Tuesday, 1 December 2009

I don't know your name, but it's a pleasure to meet you

It’s raining. I’m wearing the only pants in my suitcase for the fifth consecutive day. (That’s what happens when you pack expecting only sunny weather and in return you encounter rainy & windy days.) The wind is against me and I’m crying... no, it’s raining. The bicycle is the only way to get to town and I have to just bite it through. I’ve grown accustomed to the drops against my face & the sound of the bicycle wheels singing as it lashes through the puddles to town.

I appreciate the quiet way it talks to me - the rain, the bicycle, the rustle of aromatic fynbos in an ocean breeze, the omnipresent mountain... I just want to stay here, but I can’t, the bus leaves tomorrow. Let’s not say goodbye. Let’s just pretend I don’t have to. Sing to me.

This will be my last roundabout to town, so I will bear the rain once more. In a quiet side street I ride past an antique shop and decide to stop and have a peek. Antique shops are like commercial museums and the concept itself is a paradox to me.

It’s a nice one. They sell old fashioned sweets, most of which I remember (which is a little disconcerting). Inbetween the weather-beaten cutlery slicing through a thousand meals and the mothball smell in the clothing rack I always seem to seek the box with the forgotten photographs.

Who throws away a photograph? How do they depart from it?
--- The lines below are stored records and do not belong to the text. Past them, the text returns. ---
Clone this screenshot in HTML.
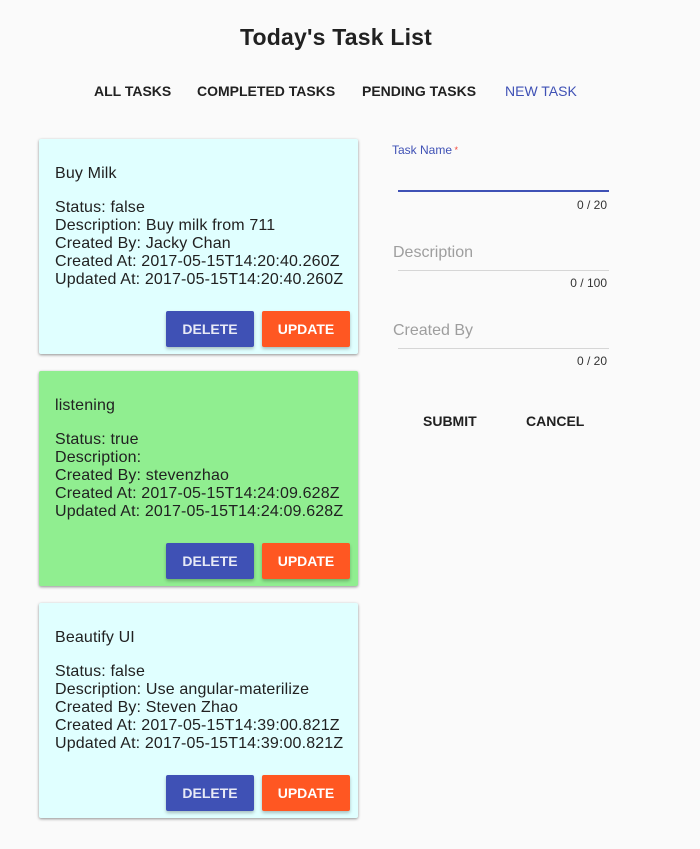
<!DOCTYPE html>
<html><head><meta charset="utf-8"><style>
body{margin:0;background:#fafafa;font-family:"Liberation Sans",Arial,sans-serif;color:#212121;width:700px;height:849px;position:relative;overflow:hidden}
.abs{position:absolute}
h1{position:absolute;top:22px;left:0;width:672px;text-align:center;margin:0;font-size:23px;font-weight:bold;line-height:30px;letter-spacing:0.2px}
.nav{top:82px;font-size:14px;font-weight:bold;line-height:18px;color:#212121}
.card{position:absolute;left:39px;width:319px;height:215px;box-shadow:0 1px 3px rgba(0,0,0,.25),0 1px 2px rgba(0,0,0,.2);border-radius:2px}
.card .t{position:absolute;left:16px;top:26px;font-size:16px;line-height:18px;letter-spacing:0.15px}
.card .b{position:absolute;left:16px;top:60px;font-size:16px;line-height:18px;letter-spacing:0.15px}
.btn{position:absolute;top:172px;height:36px;width:88px;border-radius:2px;color:#fff;font-size:14px;font-weight:bold;line-height:36px;text-align:center;box-shadow:0 2px 3px rgba(0,0,0,.25)}
.del{left:127px;background:#3f51b5;color:#e8eaf6}
.upd{left:223px;background:#ff5722}
.line{position:absolute;left:398px;width:211px;height:1px;background:#d6d6d6}
.cnt{position:absolute;right:93px;font-size:12px;line-height:14px;color:#333}
.ph{position:absolute;left:393px;font-size:16px;color:#9e9e9e;line-height:20px}
</style></head><body>
<h1>Today's Task List</h1>
<div class="abs nav" style="left:94px">ALL TASKS</div>
<div class="abs nav" style="left:197px">COMPLETED TASKS</div>
<div class="abs nav" style="left:362px">PENDING TASKS</div>
<div class="abs nav" style="left:505px;color:#3f51b5;font-weight:normal">NEW TASK</div>

<div class="card" style="top:139px;background:#e0ffff"><div class="t">Buy Milk</div><div class="b">Status: false<br>Description: Buy milk from 711<br>Created By: Jacky Chan<br>Created At: 2017-05-15T14:20:40.260Z<br>Updated At: 2017-05-15T14:20:40.260Z</div><div class="btn del">DELETE</div><div class="btn upd">UPDATE</div></div>
<div class="card" style="top:371px;background:#90ee90"><div class="t">listening</div><div class="b">Status: true<br>Description:<br>Created By: stevenzhao<br>Created At: 2017-05-15T14:24:09.628Z<br>Updated At: 2017-05-15T14:24:09.628Z</div><div class="btn del">DELETE</div><div class="btn upd">UPDATE</div></div>
<div class="card" style="top:603px;background:#e0ffff"><div class="t">Beautify UI</div><div class="b">Status: false<br>Description: Use angular-materilize<br>Created By: Steven Zhao<br>Created At: 2017-05-15T14:39:00.821Z<br>Updated At: 2017-05-15T14:39:00.821Z</div><div class="btn del">DELETE</div><div class="btn upd">UPDATE</div></div>

<div class="abs" style="left:392px;top:143px;font-size:12px;color:#3f51b5;line-height:14px">Task Name<span style="color:#f44336;font-size:9px;vertical-align:top"> *</span></div>
<div class="line" style="top:190px;height:2px;background:#3f51b5"></div>
<div class="cnt" style="top:198px">0 / 20</div>
<div class="ph" style="top:243px">Description</div>
<div class="line" style="top:270px"></div>
<div class="cnt" style="top:276px">0 / 100</div>
<div class="ph" style="top:321px">Created By</div>
<div class="line" style="top:348px"></div>
<div class="cnt" style="top:354px">0 / 20</div>
<div class="abs nav" style="left:423px;top:412px">SUBMIT</div>
<div class="abs nav" style="left:526px;top:412px">CANCEL</div>
</body></html>
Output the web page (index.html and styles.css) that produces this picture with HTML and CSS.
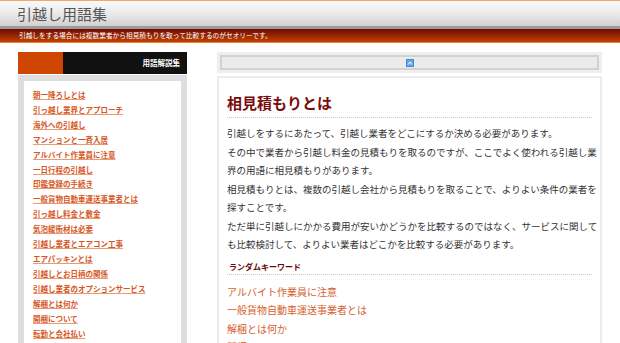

Essentially it is one of the modern methods of proof of your heritage and thus existence.

But there’s always a box. Hundreds of blank faces staring through at you. Who did you belong to? Who missed you when you left? Who kept this photograph next to their chest and who discarded it?

My one friend reckons it’s a great way to forget the old boyfriend - by destroying all the photo’s of her and the boy together. Burning a photo feels like murder to me. Even though it’s a copy of the real deal, it’s still a reference to that person. And once you think of it in a post-modern way (which states that everything is essentially an echo of another echo) then that photo is him - or more precisely what’s left of him. How could you burn someone you professed to love?

Or maybe it’s because the story of the tin soldier is one of my favourite tales - even though the scene where he and the ballerina die in the fire at the end haunts me still. Inherently, they were flammable beings (paper & tin - which comes too close to the little versions of us on photos).

The retail value of such photo’s aren’t very high. It will never top the crystal vase in the china section. Who even buys someone else’s photo’s? It’s like buying their memories, right? Or is it saving it? Isn’t that a little strange? But I like strange and this girl with the forlorn look seem too lonely to leave lying here. She seems like a girl I’ve met. Maybe it is a girl I have met’s great grandmother. Who knows. She hails from Worcester. I know people from there. She went to the studio to have her picture taken to give to someone to remember her by. By now someone has forgotten.

Photos are important to us, because we don’t want to forget, but more importantly, we don’t want to be forgotten (which is actually our fate - we are all destined to die, even the memory of us). Photos seem to be the attempt to combat that.

Her price is 20 cents, the same as the toffees on the top shelf. But I am sure your value exeeds the 20 cents. You may come with me and live on my bedside table. I will make a new memory of you...
We still need to leave, but we don’t have to say goodbye.